Emergency personnel stands by the debris of the collapsed building in Ikoyi, Lagos, Nigeria on Nov. 1, 2021. (Nneka Chile/Reuters)

LAGOS—Rescuers on Tuesday dug through rubble searching for survivors a day after a luxurious high-rise building collapsed while under construction in Nigeria’s commercial capital Lagos, as officials put the death toll at 10 and scores were reported missing.

Emergency services used earth moving equipment to lift chunks of masonry at the site in the affluent neighborhood of Ikoyi after torrential rains pounded Lagos overnight and briefly stopped the search. Large trailers were brought in to help move debris, blocking one of Ikoyi’s main roads.

Building collapses are frequent in Africa’s most populous country, where regulations are poorly enforced and construction materials often substandard.

Lagos state government had sealed off the building in June for failing to meet structural requirements and demanded the anomaly be corrected before construction could proceed, state deputy governor Obafemi Hamzat said in a statement.

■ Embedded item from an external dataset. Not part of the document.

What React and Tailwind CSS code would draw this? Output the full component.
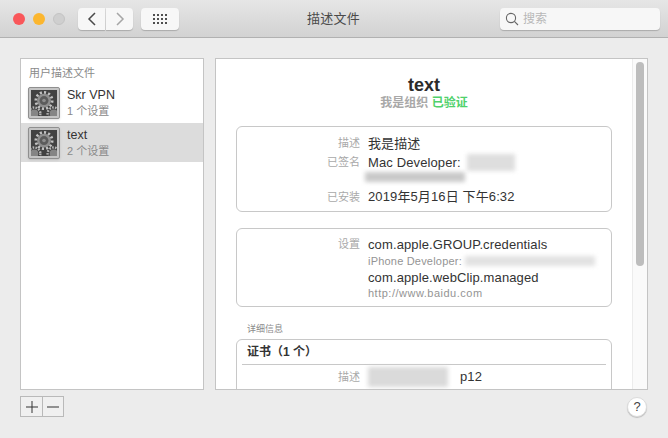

He did not, however, say whether the problem had been rectified.

“Our focus right now is to get people out alive,” Hamzat said.

Ten bodies have been recovered and nine people were pulled out alive as excavators sifted rubble from the heaps of shattered concrete and twisted metal where the building once stood.

Hamzat said the number of people trapped was unknown but that interviews with workers indicated up to 40 people were on site when the building collapsed, much lower than the figure of 100 given by witnesses on Monday.

Agitated families whose loved ones were missing refused to speak to media. Some wailed and others prayed in small groups for the safe return of their relatives.

As tempers flared, others got into a scuffle with government officials, demanding to be allowed to help with the search effort.

New high-end apartments have been springing up in Ikoyi, and the collapsed building was part of three towers being built by private developer Fourscore Homes, where the cheapest unit was selling for $1.2 million.

project developer and owner of Fourscore Homes, Olufemi Osibona, told a local news channel in August that he had developed buildings in Peckham and Hackney in Britain and that the Ikoyi apartments were the start of bigger projects he planned in Nigeria.

Osibona could not be reached for comment on Tuesday. Local media reports said he may have been among those trapped.

A narrator in a promotional video on the Fourscore Homes Instagram page says the complex “bestrides the Ikoyi landscape like a colossus”, and showed the buildings as each having rooftop pools and being kitted out with luxury fittings.

Telephone calls to numbers listed for Fourscore Homes and the main building contractor did not ring through on Tuesday.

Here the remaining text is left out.